A cinema worker was injured today when an 18ft life-size cardboard cutout of the Great White shark used as an advertisement for the Jaws films fell on him, trapping him for 40 minutes. The man sustained cuts and bruises to his nether regions. He's said to be sitting uncomfortably as he waits in A & E.
Higher Order Types are the new "hot" thing in programming languages, offering hitherto unachieved levels of reusability, reliability, portability, correctness, rapid application development, web deployment, security, and ponies for everyone, said Chris Boggs, CEO of HOT Technology Corporation, speaking at the 1st Annual Conference on HOT Languages, sponsored by HOT TC.

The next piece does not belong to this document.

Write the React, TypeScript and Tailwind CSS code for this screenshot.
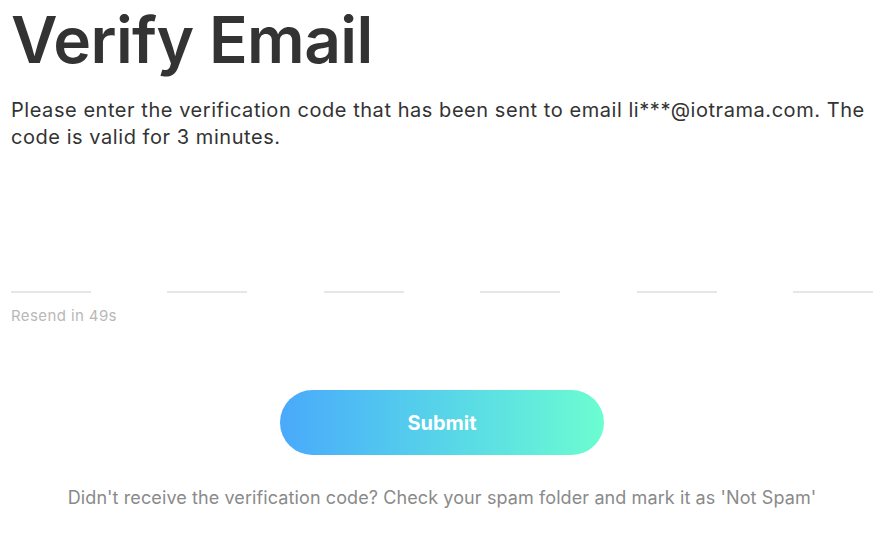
export default function App() {
  const slots = [0, 1, 2, 3, 4, 5]

  return (
    <div className="h-[544px] w-[886px] bg-white pl-[11px] pr-[13px] font-['Inter',sans-serif]">
      <h1 className="pt-[2px] text-[64px] font-semibold leading-[76px] tracking-[-0.6px] text-[#333333]">Verify Email</h1>
      <p className="mt-[19px] text-[20px] leading-[27px] tracking-[0.55px] text-[#333333]">
        Please enter the verification code that has been sent to email li***@iotrama.com. The code is valid for 3 minutes.
      </p>
      <div className="mt-[140px] flex justify-between">
        {slots.map((i) => (
          <div key={i} className="h-[2px] w-[80px] bg-[#e6e6e6]" />
        ))}
      </div>
      <div className="mt-[13px] text-[15px] leading-[20px] tracking-[0.4px] text-[#b8b8b8]">Resend in 49s</div>
      <div className="mt-[64px] flex justify-center">
        <button className="h-[65px] w-[324px] rounded-full bg-gradient-to-r from-[#4aa9fb] to-[#6cfdd0] text-[20px] font-bold text-white">
          Submit
        </button>
      </div>
      <p className="mt-[31px] text-center text-[18px] leading-[24px] tracking-[0.1px] text-[#8a8a8a]">
        Didn&apos;t receive the verification code? Check your spam folder and mark it as &apos;Not Spam&apos;
      </p>
    </div>
  )
}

'Man about The House' Richard O'Sullivan, the new voice of snooker on TV, was today sacked by the producers of 'Pot Black' after missing an entire frame of play when he dashed into the kitchen to empty two tenners from the pocket of a pair of jeans he had just loaded into the washing machine. More than 50 viewers rang into complain that snooker commentary was actually more interesting with a soundtrack of audience coughing and shuffling than with O'Sullivan's attempted commentary, conatining mostly 'umms' and 'errs'.

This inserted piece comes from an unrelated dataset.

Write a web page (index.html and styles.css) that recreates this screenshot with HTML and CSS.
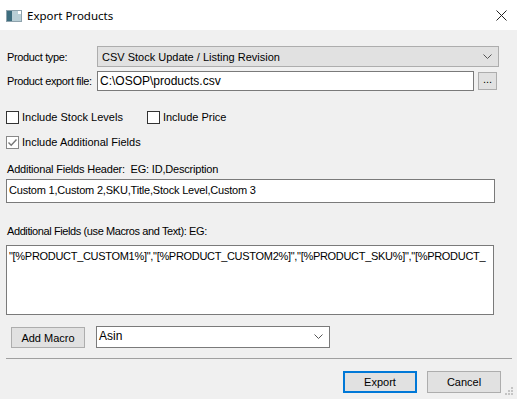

Cambridge, UK Minister of Wassailing, John Probe, was detained by British Special Service agents Sunday at Downing College and was charged with disseminating classified government information. Witnesses at the scene reported Probe was speaking to a gathered group of students about a military experiment codnamed "Project: WC", rumored to be the next generation in advanced toiletry science. Probe's lawyers were unreachable for comment.
Pope Benedict XVI today was seen in public wearing, for the first time, the footwear presented to him by Dutch Prime Minister Jan Peter Balkenende. He carried with him, the sacred shoehorn which was a gift to the pontiff by Cardinal Cormac Murphy-O'Connor, Archbishop of Westminster. "There is nothing more British than a shoehorn," said the Pope, "and I look forward to utilising it on these splendid wooden shoes." The shoes are decorated with images of windmills and mice and are said to have the power to heal tulips.

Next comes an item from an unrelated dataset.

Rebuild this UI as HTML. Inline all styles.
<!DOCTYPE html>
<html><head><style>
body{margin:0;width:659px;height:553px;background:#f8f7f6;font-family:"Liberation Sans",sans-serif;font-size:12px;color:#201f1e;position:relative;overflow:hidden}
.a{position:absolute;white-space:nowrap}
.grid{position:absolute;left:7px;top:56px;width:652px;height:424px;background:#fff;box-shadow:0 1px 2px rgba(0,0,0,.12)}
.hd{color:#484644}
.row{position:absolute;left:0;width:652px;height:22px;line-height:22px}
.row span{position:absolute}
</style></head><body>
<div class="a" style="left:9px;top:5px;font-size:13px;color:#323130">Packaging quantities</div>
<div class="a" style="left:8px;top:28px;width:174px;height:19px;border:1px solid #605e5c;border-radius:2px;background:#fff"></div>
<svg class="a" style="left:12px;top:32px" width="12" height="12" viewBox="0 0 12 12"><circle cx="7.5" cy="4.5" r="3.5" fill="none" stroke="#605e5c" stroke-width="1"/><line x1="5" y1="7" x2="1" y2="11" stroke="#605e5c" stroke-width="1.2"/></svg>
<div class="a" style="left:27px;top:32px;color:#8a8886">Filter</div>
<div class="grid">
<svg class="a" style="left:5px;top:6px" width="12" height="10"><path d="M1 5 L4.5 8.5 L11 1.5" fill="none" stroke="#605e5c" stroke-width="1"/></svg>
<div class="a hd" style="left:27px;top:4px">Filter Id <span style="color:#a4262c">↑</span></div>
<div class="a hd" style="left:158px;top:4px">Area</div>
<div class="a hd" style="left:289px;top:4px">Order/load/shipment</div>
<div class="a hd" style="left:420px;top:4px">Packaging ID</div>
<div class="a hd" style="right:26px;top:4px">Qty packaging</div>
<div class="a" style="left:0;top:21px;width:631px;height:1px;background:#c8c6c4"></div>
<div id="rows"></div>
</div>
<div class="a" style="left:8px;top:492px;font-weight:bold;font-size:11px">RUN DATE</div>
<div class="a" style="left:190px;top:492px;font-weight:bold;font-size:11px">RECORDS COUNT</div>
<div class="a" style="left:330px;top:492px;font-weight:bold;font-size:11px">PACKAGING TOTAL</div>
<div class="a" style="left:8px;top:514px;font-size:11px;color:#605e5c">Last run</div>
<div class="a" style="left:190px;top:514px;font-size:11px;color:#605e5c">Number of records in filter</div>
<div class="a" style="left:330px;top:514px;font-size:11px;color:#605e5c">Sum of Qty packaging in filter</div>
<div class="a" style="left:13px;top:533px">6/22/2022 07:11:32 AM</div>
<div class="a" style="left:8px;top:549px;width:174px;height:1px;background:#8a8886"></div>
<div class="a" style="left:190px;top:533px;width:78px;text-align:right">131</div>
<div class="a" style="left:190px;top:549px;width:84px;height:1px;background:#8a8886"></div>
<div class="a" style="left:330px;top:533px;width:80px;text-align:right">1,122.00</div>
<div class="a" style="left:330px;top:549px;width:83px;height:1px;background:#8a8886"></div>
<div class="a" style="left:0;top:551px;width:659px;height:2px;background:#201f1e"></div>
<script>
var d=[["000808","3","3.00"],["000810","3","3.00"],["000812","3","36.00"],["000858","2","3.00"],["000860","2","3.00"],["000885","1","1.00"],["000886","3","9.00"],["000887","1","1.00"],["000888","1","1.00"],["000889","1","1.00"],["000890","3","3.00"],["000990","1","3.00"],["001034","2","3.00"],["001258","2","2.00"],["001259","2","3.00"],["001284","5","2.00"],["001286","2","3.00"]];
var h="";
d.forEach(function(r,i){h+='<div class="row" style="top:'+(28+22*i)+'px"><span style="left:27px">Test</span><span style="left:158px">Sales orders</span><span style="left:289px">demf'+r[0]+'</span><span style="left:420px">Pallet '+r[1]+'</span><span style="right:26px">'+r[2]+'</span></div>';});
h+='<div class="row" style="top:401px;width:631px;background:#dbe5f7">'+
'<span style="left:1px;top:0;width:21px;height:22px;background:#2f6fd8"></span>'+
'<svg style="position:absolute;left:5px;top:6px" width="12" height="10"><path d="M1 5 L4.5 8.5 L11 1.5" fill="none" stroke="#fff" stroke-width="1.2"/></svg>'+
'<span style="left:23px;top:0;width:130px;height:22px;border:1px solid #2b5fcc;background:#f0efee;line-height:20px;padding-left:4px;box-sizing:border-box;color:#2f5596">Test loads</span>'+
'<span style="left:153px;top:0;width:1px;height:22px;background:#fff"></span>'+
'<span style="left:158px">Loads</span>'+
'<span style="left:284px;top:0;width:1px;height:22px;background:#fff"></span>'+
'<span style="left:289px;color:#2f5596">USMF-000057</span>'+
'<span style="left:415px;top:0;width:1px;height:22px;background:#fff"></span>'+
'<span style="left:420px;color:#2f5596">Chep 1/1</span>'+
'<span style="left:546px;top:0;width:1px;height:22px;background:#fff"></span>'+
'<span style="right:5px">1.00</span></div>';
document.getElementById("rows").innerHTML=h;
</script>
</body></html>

The Town Council in Imsold-on-Avon today recommended that the planned demolition of the old Victorian bandstand in Humdrum Park would not be necessary. While rusted, the bandstand can simply be painted to restore it to its former chartreuse glory, Mayor Norbert Browning-Green successfully argued. However the Council also passed an ordinance banning the local band O2 from performing at the bandstand, or anywhere else within city limits. The band, a very poor imitation of U2, has performed in the past at the bandstand and has cost the local municipality dearly for the cleanup of rotten tomatoes and eggs flung at the band from the audience. This, no doubt, also contributed to the premature rusting of the town's most famous edifice. The band O2 is best known for its song "Oh, Zoned Out" is planning to move to the nearby hamlet of Defleppard and change its name to O3.
The Langfield Arts Center is launching its new season of experimental comedies with "Botswana Brothel Brouhaha," by Mike Jeffreys, a knockabout farce set in an African bawdyhouse. All seems well among the prostitutes and their clients, until the madame's fiancé, who believes the building to be a high-class hotel, reveals himself to be a member of the vice squad! Will the ladies of dubious virtue win him over before he discovers the real reason why all the businessmen attending the International Drainage Conference are naked from the waist down? It promises to be riotous fun for all the family, and tickets start at just £5.00. Starring Hugh French as the fiancé (best known as the nervous postman from TV's "Dodgy Doggy Nips"™ dogfood advert), "Botswana Brothel Brouhaha" opens for a one-week run starting on June 15th.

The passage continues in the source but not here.